Eventualmente la base a Gibuti potrebbe essere vista come un potenziale trampolino per giocare un ruolo più attivo nella lotta al terrorismo. Anche se la Cina non si è finora impegnata in azioni militari all’estero contro organizzazioni terroristiche, media e accademici cinesi già da tempo discutono di questa possibilità in relazione all’eventualità di stabilire basi militari fuori dal territorio nazionale. Andrew Small, Wei Zhu e Eric Hundman hanno evidenziato come la Cina si sia già dimostrata disponibile a sostenere un approccio più robusto contro il cosiddetto Stato islamico. La risoluzione 2249 (2015) approvata all’unanimità dal Consiglio di sicurezza delle Nazioni unite il 20 novembre 2015, pur non citando espressamente il capitolo VII della Carta, può essere facilmente letta come un’autorizzazione all’uso della forza contro lo Stato islamico in Iraq e Siria. Anche se è estremamente improbabile che Pechino usi questo “biglietto per la Siria” – come è stata definita la risoluzione da parte degli internauti (in cinese) cinesi – la base a Gibuti e il voto a favore della risoluzione lasciano ampio spazio di manovra per il futuro.

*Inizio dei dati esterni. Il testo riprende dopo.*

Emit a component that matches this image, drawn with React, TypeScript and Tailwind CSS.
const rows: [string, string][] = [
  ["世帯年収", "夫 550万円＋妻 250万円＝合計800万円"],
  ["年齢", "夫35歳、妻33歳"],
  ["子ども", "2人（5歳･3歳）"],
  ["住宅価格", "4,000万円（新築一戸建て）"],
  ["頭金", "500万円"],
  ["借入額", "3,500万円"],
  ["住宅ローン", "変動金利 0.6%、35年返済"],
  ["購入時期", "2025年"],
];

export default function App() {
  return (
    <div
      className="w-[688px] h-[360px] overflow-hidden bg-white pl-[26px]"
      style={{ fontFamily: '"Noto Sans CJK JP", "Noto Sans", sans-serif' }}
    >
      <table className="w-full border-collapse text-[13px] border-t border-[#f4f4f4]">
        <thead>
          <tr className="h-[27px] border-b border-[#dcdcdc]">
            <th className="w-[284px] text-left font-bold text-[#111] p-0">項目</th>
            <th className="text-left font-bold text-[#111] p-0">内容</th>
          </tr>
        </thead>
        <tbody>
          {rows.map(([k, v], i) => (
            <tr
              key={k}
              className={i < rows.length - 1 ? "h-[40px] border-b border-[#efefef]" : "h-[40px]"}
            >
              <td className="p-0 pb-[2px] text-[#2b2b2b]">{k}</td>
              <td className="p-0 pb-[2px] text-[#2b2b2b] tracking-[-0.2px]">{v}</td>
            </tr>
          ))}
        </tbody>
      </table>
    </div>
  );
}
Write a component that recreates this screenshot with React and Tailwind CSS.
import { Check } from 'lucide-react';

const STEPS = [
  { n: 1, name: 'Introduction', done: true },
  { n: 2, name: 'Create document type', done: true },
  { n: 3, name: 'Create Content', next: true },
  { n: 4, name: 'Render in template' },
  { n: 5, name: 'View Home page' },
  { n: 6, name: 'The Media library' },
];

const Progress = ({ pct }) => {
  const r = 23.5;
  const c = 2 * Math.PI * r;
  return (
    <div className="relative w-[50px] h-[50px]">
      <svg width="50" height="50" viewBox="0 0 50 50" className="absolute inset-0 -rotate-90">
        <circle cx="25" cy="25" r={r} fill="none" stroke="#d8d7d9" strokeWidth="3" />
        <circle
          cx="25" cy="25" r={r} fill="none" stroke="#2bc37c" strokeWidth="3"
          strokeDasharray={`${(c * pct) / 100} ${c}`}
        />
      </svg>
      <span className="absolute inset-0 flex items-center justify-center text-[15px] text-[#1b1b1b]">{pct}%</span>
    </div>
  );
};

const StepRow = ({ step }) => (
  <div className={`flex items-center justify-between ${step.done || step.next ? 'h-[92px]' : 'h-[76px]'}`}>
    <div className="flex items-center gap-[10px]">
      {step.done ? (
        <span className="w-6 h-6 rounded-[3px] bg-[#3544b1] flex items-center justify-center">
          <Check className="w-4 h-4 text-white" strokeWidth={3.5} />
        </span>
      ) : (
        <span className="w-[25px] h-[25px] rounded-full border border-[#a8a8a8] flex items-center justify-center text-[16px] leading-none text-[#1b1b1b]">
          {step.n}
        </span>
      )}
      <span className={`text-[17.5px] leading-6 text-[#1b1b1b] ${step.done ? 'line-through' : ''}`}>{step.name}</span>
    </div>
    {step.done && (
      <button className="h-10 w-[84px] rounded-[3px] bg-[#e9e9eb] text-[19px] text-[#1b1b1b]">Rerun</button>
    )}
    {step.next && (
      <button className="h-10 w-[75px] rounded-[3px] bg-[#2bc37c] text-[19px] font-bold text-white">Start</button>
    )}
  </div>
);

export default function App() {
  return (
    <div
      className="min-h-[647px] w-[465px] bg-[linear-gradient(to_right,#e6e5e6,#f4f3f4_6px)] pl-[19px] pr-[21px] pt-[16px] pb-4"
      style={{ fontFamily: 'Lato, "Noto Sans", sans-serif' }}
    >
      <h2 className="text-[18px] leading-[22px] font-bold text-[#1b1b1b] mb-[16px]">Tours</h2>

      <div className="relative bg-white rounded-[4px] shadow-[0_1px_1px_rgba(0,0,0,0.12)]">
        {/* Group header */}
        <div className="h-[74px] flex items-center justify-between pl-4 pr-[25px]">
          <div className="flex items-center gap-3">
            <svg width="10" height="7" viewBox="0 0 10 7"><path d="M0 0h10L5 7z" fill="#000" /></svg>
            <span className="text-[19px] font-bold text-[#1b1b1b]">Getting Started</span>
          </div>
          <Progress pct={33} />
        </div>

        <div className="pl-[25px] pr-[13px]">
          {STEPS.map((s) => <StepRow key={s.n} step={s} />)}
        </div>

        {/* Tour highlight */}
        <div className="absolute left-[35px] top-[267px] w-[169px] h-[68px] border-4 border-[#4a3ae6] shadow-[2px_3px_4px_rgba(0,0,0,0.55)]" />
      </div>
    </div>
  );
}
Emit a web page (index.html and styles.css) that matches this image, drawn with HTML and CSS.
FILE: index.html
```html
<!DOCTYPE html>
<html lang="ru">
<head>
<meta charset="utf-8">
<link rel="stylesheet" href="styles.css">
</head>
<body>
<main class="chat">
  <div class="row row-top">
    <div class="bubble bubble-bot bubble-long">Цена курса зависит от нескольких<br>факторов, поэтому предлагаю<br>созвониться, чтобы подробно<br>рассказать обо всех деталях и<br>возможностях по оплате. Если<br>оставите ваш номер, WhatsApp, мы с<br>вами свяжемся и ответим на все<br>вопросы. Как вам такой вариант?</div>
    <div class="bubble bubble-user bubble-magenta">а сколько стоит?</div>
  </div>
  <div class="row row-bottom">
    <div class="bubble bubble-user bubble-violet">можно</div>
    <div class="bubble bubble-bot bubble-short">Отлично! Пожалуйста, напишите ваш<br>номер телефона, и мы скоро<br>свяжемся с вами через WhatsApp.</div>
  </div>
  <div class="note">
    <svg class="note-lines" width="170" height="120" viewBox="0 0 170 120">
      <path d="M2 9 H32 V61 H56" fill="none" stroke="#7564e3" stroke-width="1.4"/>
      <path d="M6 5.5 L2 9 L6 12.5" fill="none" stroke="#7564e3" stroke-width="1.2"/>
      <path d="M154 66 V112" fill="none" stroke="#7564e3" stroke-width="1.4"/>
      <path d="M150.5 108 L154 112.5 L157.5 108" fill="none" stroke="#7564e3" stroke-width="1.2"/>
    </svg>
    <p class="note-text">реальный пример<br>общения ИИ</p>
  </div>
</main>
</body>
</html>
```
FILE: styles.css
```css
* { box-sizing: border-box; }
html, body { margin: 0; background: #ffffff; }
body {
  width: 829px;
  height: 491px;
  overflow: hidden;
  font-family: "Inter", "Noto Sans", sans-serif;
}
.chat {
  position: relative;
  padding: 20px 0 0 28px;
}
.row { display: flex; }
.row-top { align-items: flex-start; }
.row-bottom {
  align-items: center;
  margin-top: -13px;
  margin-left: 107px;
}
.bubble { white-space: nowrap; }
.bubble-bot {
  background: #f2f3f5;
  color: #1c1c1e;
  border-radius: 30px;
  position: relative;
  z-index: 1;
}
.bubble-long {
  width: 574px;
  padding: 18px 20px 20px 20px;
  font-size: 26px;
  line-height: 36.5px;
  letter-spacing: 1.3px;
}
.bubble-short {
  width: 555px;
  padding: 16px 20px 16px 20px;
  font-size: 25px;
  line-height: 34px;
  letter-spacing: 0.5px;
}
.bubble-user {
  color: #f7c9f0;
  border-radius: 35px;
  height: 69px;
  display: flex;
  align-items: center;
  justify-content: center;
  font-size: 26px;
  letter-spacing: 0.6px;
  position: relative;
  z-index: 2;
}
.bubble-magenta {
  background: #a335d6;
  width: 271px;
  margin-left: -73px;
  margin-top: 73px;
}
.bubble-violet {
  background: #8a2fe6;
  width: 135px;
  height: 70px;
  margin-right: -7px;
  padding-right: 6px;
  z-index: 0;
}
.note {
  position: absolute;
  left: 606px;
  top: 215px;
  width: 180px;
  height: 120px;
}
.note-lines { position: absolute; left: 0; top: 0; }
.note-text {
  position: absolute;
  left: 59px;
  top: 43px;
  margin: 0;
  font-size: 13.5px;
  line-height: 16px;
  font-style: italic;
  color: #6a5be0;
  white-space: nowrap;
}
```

In conclusione, con la base a Gibuti si apriranno nuovi importanti scenari per la diplomazia e le Forze armate cinesi. Data la natura principalmente reattiva della politica cinese in tema di coinvolgimento militare fuori dall’Asia, rimane difficile prevedere come cambierà il volto della diplomazia cinese in Africa e Medio Oriente. Eventi come quelli in Mali e Siria hanno sicuramente un peso nell’accelerare la transizione a un approccio più attivo. Solo una volta ultimata la costruzione della base sarà tuttavia possibile capire con maggiore precisione il tipo di operazioni che potranno essere da lì condotte.